All of the data should be repeated exactly; pictures are not part of the copy.

-------------------------

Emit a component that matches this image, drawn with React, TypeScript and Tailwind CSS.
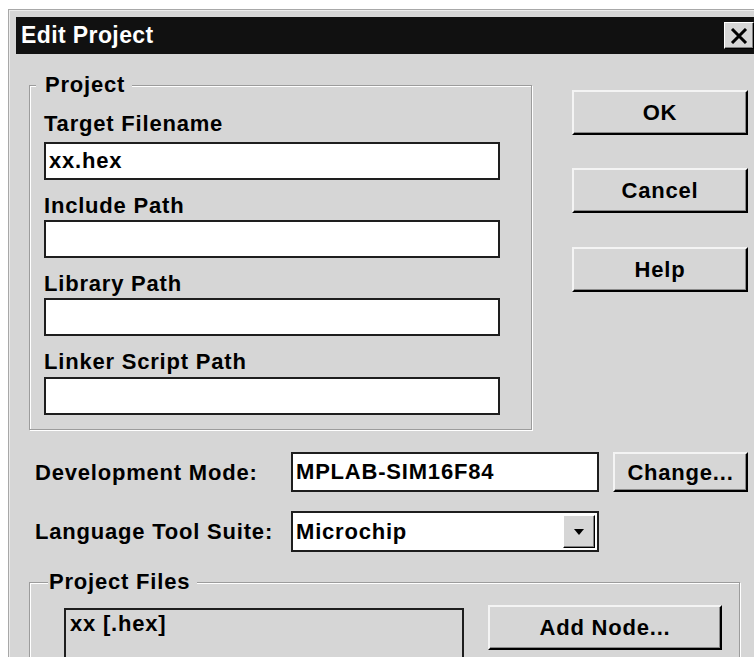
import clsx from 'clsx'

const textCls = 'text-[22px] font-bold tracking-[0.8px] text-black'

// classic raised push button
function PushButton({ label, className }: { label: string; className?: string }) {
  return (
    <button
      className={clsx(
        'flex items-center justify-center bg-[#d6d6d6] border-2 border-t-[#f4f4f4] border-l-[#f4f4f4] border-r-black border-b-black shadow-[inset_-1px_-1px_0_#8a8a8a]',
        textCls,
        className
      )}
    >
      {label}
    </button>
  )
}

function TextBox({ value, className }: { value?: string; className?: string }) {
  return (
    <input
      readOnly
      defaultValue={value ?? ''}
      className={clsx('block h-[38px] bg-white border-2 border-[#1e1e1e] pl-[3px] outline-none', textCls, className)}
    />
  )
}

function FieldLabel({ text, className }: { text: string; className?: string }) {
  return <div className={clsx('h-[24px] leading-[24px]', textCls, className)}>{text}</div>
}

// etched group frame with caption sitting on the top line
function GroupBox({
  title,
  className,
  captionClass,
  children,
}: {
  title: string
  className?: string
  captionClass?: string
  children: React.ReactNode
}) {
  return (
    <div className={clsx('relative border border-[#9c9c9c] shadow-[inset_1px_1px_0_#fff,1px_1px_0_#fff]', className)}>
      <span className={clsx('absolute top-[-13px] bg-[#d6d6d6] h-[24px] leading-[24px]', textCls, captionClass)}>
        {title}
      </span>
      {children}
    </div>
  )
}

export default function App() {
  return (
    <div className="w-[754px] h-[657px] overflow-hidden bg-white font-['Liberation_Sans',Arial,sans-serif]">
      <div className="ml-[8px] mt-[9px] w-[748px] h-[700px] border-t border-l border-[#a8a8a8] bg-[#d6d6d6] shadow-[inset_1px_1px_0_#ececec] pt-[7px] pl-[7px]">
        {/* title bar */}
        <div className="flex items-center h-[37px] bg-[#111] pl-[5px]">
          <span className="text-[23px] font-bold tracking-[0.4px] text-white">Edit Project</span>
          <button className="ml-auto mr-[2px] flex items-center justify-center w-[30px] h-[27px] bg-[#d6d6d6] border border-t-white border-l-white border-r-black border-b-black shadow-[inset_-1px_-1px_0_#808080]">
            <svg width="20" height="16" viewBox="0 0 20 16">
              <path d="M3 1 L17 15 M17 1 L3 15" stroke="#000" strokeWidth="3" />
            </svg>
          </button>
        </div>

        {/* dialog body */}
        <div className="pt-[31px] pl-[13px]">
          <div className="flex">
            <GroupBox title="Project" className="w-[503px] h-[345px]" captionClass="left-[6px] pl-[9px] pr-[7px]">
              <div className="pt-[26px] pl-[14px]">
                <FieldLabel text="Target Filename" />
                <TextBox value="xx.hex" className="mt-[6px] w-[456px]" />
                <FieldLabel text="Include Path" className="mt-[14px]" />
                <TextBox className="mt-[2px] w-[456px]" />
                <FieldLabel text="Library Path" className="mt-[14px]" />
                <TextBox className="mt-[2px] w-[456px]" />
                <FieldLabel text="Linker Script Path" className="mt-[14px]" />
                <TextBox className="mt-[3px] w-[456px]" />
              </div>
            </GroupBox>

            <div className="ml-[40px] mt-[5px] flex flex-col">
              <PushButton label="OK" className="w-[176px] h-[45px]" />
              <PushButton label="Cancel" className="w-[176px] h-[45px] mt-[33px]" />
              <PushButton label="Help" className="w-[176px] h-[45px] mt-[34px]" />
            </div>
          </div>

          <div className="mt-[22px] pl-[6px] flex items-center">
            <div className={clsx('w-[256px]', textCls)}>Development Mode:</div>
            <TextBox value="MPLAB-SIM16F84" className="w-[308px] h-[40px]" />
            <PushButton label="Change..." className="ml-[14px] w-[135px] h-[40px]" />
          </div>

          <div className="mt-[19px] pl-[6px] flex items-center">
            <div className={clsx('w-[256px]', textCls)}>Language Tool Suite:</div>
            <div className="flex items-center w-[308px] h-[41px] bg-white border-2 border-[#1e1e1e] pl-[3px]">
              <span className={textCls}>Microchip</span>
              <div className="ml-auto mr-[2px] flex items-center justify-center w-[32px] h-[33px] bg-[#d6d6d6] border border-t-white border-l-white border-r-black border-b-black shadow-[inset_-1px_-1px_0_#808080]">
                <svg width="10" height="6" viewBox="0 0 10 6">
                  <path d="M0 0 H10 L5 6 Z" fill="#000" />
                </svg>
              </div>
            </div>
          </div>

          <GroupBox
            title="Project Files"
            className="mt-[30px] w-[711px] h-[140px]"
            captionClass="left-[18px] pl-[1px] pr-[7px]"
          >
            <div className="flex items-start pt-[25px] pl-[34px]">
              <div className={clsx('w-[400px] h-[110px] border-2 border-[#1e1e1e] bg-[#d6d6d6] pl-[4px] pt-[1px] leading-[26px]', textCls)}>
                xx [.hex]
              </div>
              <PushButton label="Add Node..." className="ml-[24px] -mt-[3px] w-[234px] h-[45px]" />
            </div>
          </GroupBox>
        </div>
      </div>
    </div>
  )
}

-------------------------

FULL RESPONSE:
Emit a component that matches this image, drawn with React, TypeScript and Tailwind CSS.
import clsx from 'clsx'

const textCls = 'text-[22px] font-bold tracking-[0.8px] text-black'

// classic raised push button
function PushButton({ label, className }: { label: string; className?: string }) {
  return (
    <button
      className={clsx(
        'flex items-center justify-center bg-[#d6d6d6] border-2 border-t-[#f4f4f4] border-l-[#f4f4f4] border-r-black border-b-black shadow-[inset_-1px_-1px_0_#8a8a8a]',
        textCls,
        className
      )}
    >
      {label}
    </button>
  )
}

function TextBox({ value, className }: { value?: string; className?: string }) {
  return (
    <input
      readOnly
      defaultValue={value ?? ''}
      className={clsx('block h-[38px] bg-white border-2 border-[#1e1e1e] pl-[3px] outline-none', textCls, className)}
    />
  )
}

function FieldLabel({ text, className }: { text: string; className?: string }) {
  return <div className={clsx('h-[24px] leading-[24px]', textCls, className)}>{text}</div>
}

// etched group frame with caption sitting on the top line
function GroupBox({
  title,
  className,
  captionClass,
  children,
}: {
  title: string
  className?: string
  captionClass?: string
  children: React.ReactNode
}) {
  return (
    <div className={clsx('relative border border-[#9c9c9c] shadow-[inset_1px_1px_0_#fff,1px_1px_0_#fff]', className)}>
      <span className={clsx('absolute top-[-13px] bg-[#d6d6d6] h-[24px] leading-[24px]', textCls, captionClass)}>
        {title}
      </span>
      {children}
    </div>
  )
}

export default function App() {
  return (
    <div className="w-[754px] h-[657px] overflow-hidden bg-white font-['Liberation_Sans',Arial,sans-serif]">
      <div className="ml-[8px] mt-[9px] w-[748px] h-[700px] border-t border-l border-[#a8a8a8] bg-[#d6d6d6] shadow-[inset_1px_1px_0_#ececec] pt-[7px] pl-[7px]">
        {/* title bar */}
        <div className="flex items-center h-[37px] bg-[#111] pl-[5px]">
          <span className="text-[23px] font-bold tracking-[0.4px] text-white">Edit Project</span>
          <button className="ml-auto mr-[2px] flex items-center justify-center w-[30px] h-[27px] bg-[#d6d6d6] border border-t-white border-l-white border-r-black border-b-black shadow-[inset_-1px_-1px_0_#808080]">
            <svg width="20" height="16" viewBox="0 0 20 16">
              <path d="M3 1 L17 15 M17 1 L3 15" stroke="#000" strokeWidth="3" />
            </svg>
          </button>
        </div>

        {/* dialog body */}
        <div className="pt-[31px] pl-[13px]">
          <div className="flex">
            <GroupBox title="Project" className="w-[503px] h-[345px]" captionClass="left-[6px] pl-[9px] pr-[7px]">
              <div className="pt-[26px] pl-[14px]">
                <FieldLabel text="Target Filename" />
                <TextBox value="xx.hex" className="mt-[6px] w-[456px]" />
                <FieldLabel text="Include Path" className="mt-[14px]" />
                <TextBox className="mt-[2px] w-[456px]" />
                <FieldLabel text="Library Path" className="mt-[14px]" />
                <TextBox className="mt-[2px] w-[456px]" />
                <FieldLabel text="Linker Script Path" className="mt-[14px]" />
                <TextBox className="mt-[3px] w-[456px]" />
              </div>
            </GroupBox>

            <div className="ml-[40px] mt-[5px] flex flex-col">
              <PushButton label="OK" className="w-[176px] h-[45px]" />
              <PushButton label="Cancel" className="w-[176px] h-[45px] mt-[33px]" />
              <PushButton label="Help" className="w-[176px] h-[45px] mt-[34px]" />
            </div>
          </div>

          <div className="mt-[22px] pl-[6px] flex items-center">
            <div className={clsx('w-[256px]', textCls)}>Development Mode:</div>
            <TextBox value="MPLAB-SIM16F84" className="w-[308px] h-[40px]" />
            <PushButton label="Change..." className="ml-[14px] w-[135px] h-[40px]" />
          </div>

          <div className="mt-[19px] pl-[6px] flex items-center">
            <div className={clsx('w-[256px]', textCls)}>Language Tool Suite:</div>
            <div className="flex items-center w-[308px] h-[41px] bg-white border-2 border-[#1e1e1e] pl-[3px]">
              <span className={textCls}>Microchip</span>
              <div className="ml-auto mr-[2px] flex items-center justify-center w-[32px] h-[33px] bg-[#d6d6d6] border border-t-white border-l-white border-r-black border-b-black shadow-[inset_-1px_-1px_0_#808080]">
                <svg width="10" height="6" viewBox="0 0 10 6">
                  <path d="M0 0 H10 L5 6 Z" fill="#000" />
                </svg>
              </div>
            </div>
          </div>

          <GroupBox
            title="Project Files"
            className="mt-[30px] w-[711px] h-[140px]"
            captionClass="left-[18px] pl-[1px] pr-[7px]"
          >
            <div className="flex items-start pt-[25px] pl-[34px]">
              <div className={clsx('w-[400px] h-[110px] border-2 border-[#1e1e1e] bg-[#d6d6d6] pl-[4px] pt-[1px] leading-[26px]', textCls)}>
                xx [.hex]
              </div>
              <PushButton label="Add Node..." className="ml-[24px] -mt-[3px] w-[234px] h-[45px]" />
            </div>
          </GroupBox>
        </div>
      </div>
    </div>
  )
}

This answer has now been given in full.